Maps Eliesa, the facilitator of Ara P-TECH, says AI is here and we must get up to speed on how it works.
Photo/Unsplash
A Pacific P-TECH facilitator says young people need stronger digital and AI skills to keep up with fast-changing tech and warns Pacific learners risk being left behind without proper support.








Artificial Intelligence or AI is moving fast and a Pacific technology educator says young people need to understand it now, not later.
Mapa Eliesa, who works with Ara P-TECH, says the rise of AI is changing what it means to be “tech ready” in Aotearoa, especially for Pacific youth who are still under-represented in the industry.
Speaking with John Pulu on PMN Tonga, Eliesa said the focus is no longer just basic digital skills but how young people think about and use AI in their daily lives.
She recently ran workshops with students in South Auckland, introducing them to the basics of AI and how it works in practice.
“What I was [saying] to them was ‘AI needs us because of human intelligence, but at the moment, we're using AI more than AI needs us’,” she says.
“So it's trying to find that balance and understanding of AI. The reason why I speak more on AI is because with the tech world, it's getting that way where everything will be AI-generated.”
Watch Mapa Eliesa’s full interview below.
Operating under the Ara Jobs and Skills Hub at the Auckland Airport, the initiative pivots its curriculum away from generic practices.
Eliesa focuses training on preparing South Auckland youth to ethically handle an automated landscape.
This shift counters a stark demographic gap highlighted in the report Digital Skills for Tomorrow, Today, by NZTech, which notes that Pacific representation in the technology workforce sits at only 4.4 per cent.

Pacific people represent just over four per cent of the New Zealand tech industry. Photo/Unsplash
Recalling the AI workshop she held, Eliesa observed that while their students frequently use AI, their structured knowledge of automated systems remains limited.
Another aspect she points out is how the internet lacks filters to keep youth safe.
“So for our young people, it's teaching them how to use it wisely or ethically and be able to notice what is a scam, what is fraud, what is AI or how they can make sure that they don't get hacked.”

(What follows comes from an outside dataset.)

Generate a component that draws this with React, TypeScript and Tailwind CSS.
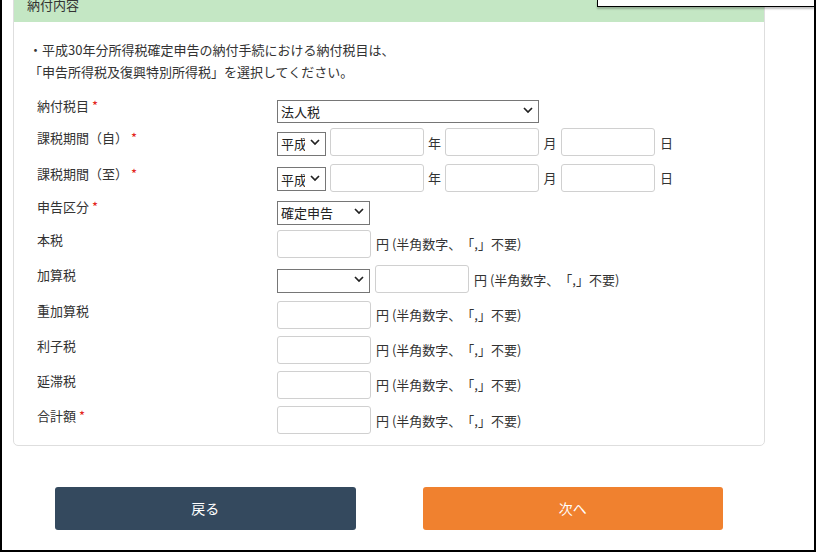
import React from "react";

type Row = {
  label: string;
  required?: boolean;
  kind: "yen" | "yenWithSelect";
};

const yenRows: Row[] = [
  { label: "本税", kind: "yen" },
  { label: "加算税", kind: "yenWithSelect" },
  { label: "重加算税", kind: "yen" },
  { label: "利子税", kind: "yen" },
  { label: "延滞税", kind: "yen" },
  { label: "合計額", required: true, kind: "yen" },
];

const Chevron: React.FC = () => (
  <svg
    className="pointer-events-none absolute right-[6px] top-1/2 -translate-y-1/2"
    width="10"
    height="7"
    viewBox="0 0 10 7"
  >
    <path d="M1 1.5 L5 5.5 L9 1.5" fill="none" stroke="#222" strokeWidth="1.7" />
  </svg>
);

const Select: React.FC<{ value: string; width: string; height: string }> = ({
  value,
  width,
  height,
}) => (
  <div className={`relative ${width} ${height}`}>
    <select
      defaultValue={value}
      className="h-full w-full appearance-none border border-[#767676] bg-white pl-[3px] pr-5 text-[13px] text-[#222] outline-none"
    >
      <option value={value}>{value}</option>
    </select>
    <Chevron />
  </div>
);

const TextBox: React.FC<{ width?: string }> = ({ width = "w-[94px]" }) => (
  <input
    type="text"
    className={`${width} h-[28px] rounded-[3px] border border-[#d0d0d0] bg-white px-2 text-[13px] outline-none`}
  />
);

// labels sit a little above the control's centre line
const Label: React.FC<{ text: string; required?: boolean }> = ({ text, required }) => (
  <div className="w-[240px] shrink-0 -translate-y-[4px] text-[13px] leading-[20px] text-[#333]">
    {text}
    {required && <span className="ml-[3px] text-[#e3231a]">*</span>}
  </div>
);

const YenNote: React.FC = () => (
  <span className="ml-[5px] text-[13px] text-[#333]">円 (半角数字、「,」不要)</span>
);

const PeriodRow: React.FC<{ label: string }> = ({ label }) => (
  <div className="flex items-center">
    <Label text={label} required />
    <div className="flex items-center">
      <Select value="平成" width="w-[49px]" height="h-[24px]" />
      <div className="ml-[4px]">
        <TextBox />
      </div>
      <span className="w-[21px] text-center text-[13px] text-[#333]">年</span>
      <TextBox />
      <span className="w-[22px] text-center text-[13px] text-[#333]">月</span>
      <TextBox />
      <span className="w-[23px] text-center text-[13px] text-[#333]">日</span>
    </div>
  </div>
);

const App: React.FC = () => {
  return (
    <div
      className="relative h-[552px] w-[816px] overflow-hidden border-2 border-t-0 border-black bg-white [text-spacing-trim:space-all]"
      style={{ fontFamily: '"Noto Sans CJK JP", "Noto Sans", sans-serif' }}
    >
      {/* dropdown overlay peeking in from the top edge */}
      <div className="absolute right-0 top-0 h-[7px] w-[217px] border-b border-l border-black bg-white shadow-[0_2px_2px_rgba(0,0,0,0.25)]" />

      <div className="mx-[11px] -mt-[14px] w-[752px]">
        <div className="rounded-b-[5px] border border-[#dedede]">
          <div className="flex h-[35px] items-center bg-[#c4e7c4] pl-[13px] text-[13px] text-[#333]">
            納付内容
          </div>

          <div className="px-[15px] pb-[11px] pt-[17px]">
            <p className="text-[13px] leading-[22px] text-[#333]">
              ・平成30年分所得税確定申告の納付手続における納付税目は、
              <br />
              「申告所得税及復興特別所得税」を選択してください。
            </p>

            <div className="mt-[15px] flex flex-col gap-[7.25px] pl-[8px]">
              <div className="flex items-center">
                <Label text="納付税目" required />
                <Select value="法人税" width="w-[262px]" height="h-[23px]" />
              </div>

              <PeriodRow label="課税期間（自）" />
              <PeriodRow label="課税期間（至）" />

              <div className="flex items-center">
                <Label text="申告区分" required />
                <Select value="確定申告" width="w-[93px]" height="h-[24px]" />
              </div>

              {yenRows.map((row) => (
                <div key={row.label} className="flex items-center">
                  <Label text={row.label} required={row.required} />
                  {row.kind === "yenWithSelect" ? (
                    <div className="flex items-center">
                      <Select value="" width="w-[93px]" height="h-[24px]" />
                      <div className="ml-[5px]">
                        <TextBox />
                      </div>
                    </div>
                  ) : (
                    <TextBox />
                  )}
                  <YenNote />
                </div>
              ))}
            </div>
          </div>
        </div>

        <div className="mt-[41px] flex gap-[67px] px-[42px]">
          <button className="h-[43px] flex-1 rounded-[3px] bg-[#34495e] text-[14px] text-white">
            戻る
          </button>
          <button className="h-[43px] flex-1 rounded-[3px] bg-[#f0812f] text-[14px] text-white">
            次へ
          </button>
        </div>
      </div>
    </div>
  );
};

export default App;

Mapa Eliesa says teaching youth how to navigate the internet and artificial intelligence is vital. Photo/Unsplash
A recent survey found that 87 per cent of Pacific people were worried about young children accessing inappropriate content, with 83 per cent concerned about security of personal data, followed by 74 per cent concerned about misinformation.
This year, Eliesa is rolling out specialised Pasifika Tech Groups within the programme. These groups bring Pacific industry leaders into classrooms as guest speakers to share experiences and instill cultural confidence.
She says that the initiative teaches youth never to compromise who they are as Pacific people or lose their identity when entering corporate technical environments.
Further disparity findings in the NZTech report reinforce the necessity for these cultural guardrails.

Eighty-seven per cent of Pacific people are worried about young children accessing inappropriate content. Photo/Unsplash
They found 60 per cent of surveyed technology firms employ no Pacific people, and that Pacific learners remain the least likely demographic to have internet access at home.
To address these gaps, industry mentors emphasise that representation is vital because Pacific youth are natural innovators who bring unique perspectives to the corporate table.
The P-TECH blueprint operates as a collaborative three-way public education partnership linking secondary schools, tertiary institutes, and corporate employers.
The free five-year pipeline blends secondary school NCEA qualifications with New Zealand diploma industry standards.
The structure pairs students with paid summer corporate internships and provides graduates with first-in-line job consideration rights.
IBM established the global model in 2011 before launching a New Zealand pilot in 2019 at Aorere College and Manurewa High School alongside founding partners Manukau Institute of Technology and The Warehouse Group.
By 2022, the programme had 250 students across six high schools, including Māngere College, Onehunga College, Tāmaki College, and Southern Cross Campus.
This expansion, backed by providers like Media Design School and major employers including Spark, ANZ, and Vodafone, set the foundation for the current airport hub deployment.
Eliesa says the Ara Jobs and Skills Hub website is actively calling for Pacific IT professionals to step forward and support the next generation.
She adds the goal now is simple: make sure Pacific young people are not just using technology, but understanding it, shaping it, and leading in it.